Yes, of course I’d heard. It was all over the airwaves 3 nanoseconds after the show ran Monday night.

It was time to sit my kids down last night and tell them about how “unreal” most reality TV is.  We had been asked to participate on a reality show a while back, but turned it down.  Ostensibly, the show was interested in me because of my experience in teaching kids social skills — it might have been a way to highlight what I do every day and my personal and professional mission.  But, we realized that the mission of reality TV is not to offer glimpses into real life as it is…the mission is TO ENTERTAIN.  As such, it’s not a running documentary of a balanced view, it’s snippets of long hours of footage assembled to tell a story. The story that the producers think will sell. Reality TV manipulates reality to show those pieces of a life, of an experience that other people will find entertaining.

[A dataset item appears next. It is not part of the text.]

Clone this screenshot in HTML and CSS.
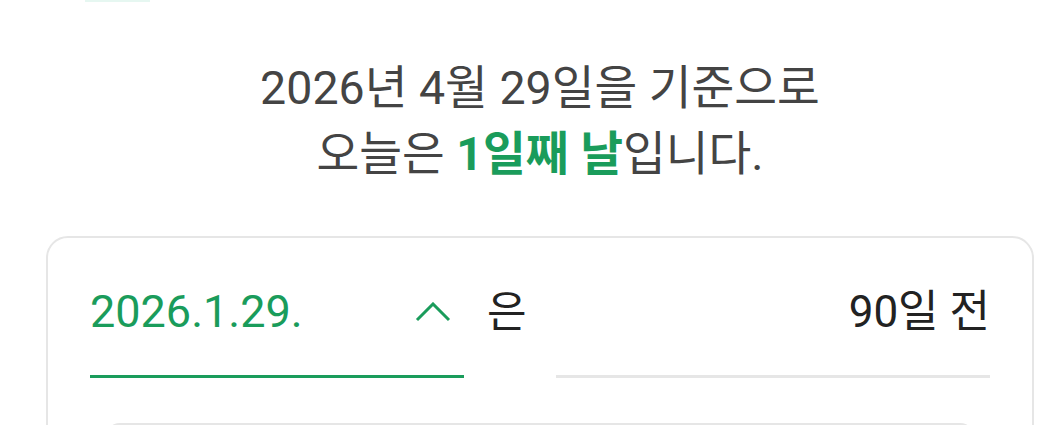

So, my question is: what was ENTERTAINING of last Monday’s “Jon and Kate + 8” episode?  TLC had been teasing the ‘big announcement’ for days, and any of us who have been vertical and breathing had a pretty good idea that the news wasn’t good. So, millions tuned in Monday night to be the first to hear what we had been expecting — perhaps for some, hoping — to hear.  Gasp! The Gosselins had filed for divorce.

Cue the applause?  Uh, no.  It’s NOT entertaining to see a family distentegrate in front of millions of viewers eyes.  While Jon and Kate famously ignore each other on the now-well recognized couch, there are lives — 10 of them — in the balance.  Regardless of who you think is to blame or whether you believe the claims of infidelity on both sides, the point is this is a tragedy unfolding.  Eight little kids are going to see their parents torn apart, their lives will be changed forever…and as if “ordinary” divorce isn’t hard enough, now they have managed to invite all of us into their Roman Circus.

C’mon folks…it says a lot about us as a society when we (I’m using the general term here, not trying to lump everyone into the “blood in the water” crowd, but I’m making a point) find shows like Jerry Springer, Ricki Lake, and other “raw” reality programs or talk shows entertaining.  How small can we be? Do we rejoice at others’ misfortune thinking “Ha, they got it crummy too!”?

Jon and Kate ISN’T entertainment. It’s a 10-person pileup on a Pennsylvania Expressway, and we’re all watching…to see how many bodies they bring out.

Turn the cameras off, please…I don’t want to see the tears on eight little faces.  I don’t want to see parents rip their lives, their dreams, their hopes apart.  Whether they work it out or not, we all should let them do it THEIR way, in peace.  Without ratings telling them what the PUBLIC wants them to do.  I disagree with Kate: the SHOW does NOT need to go on.  Not in this case.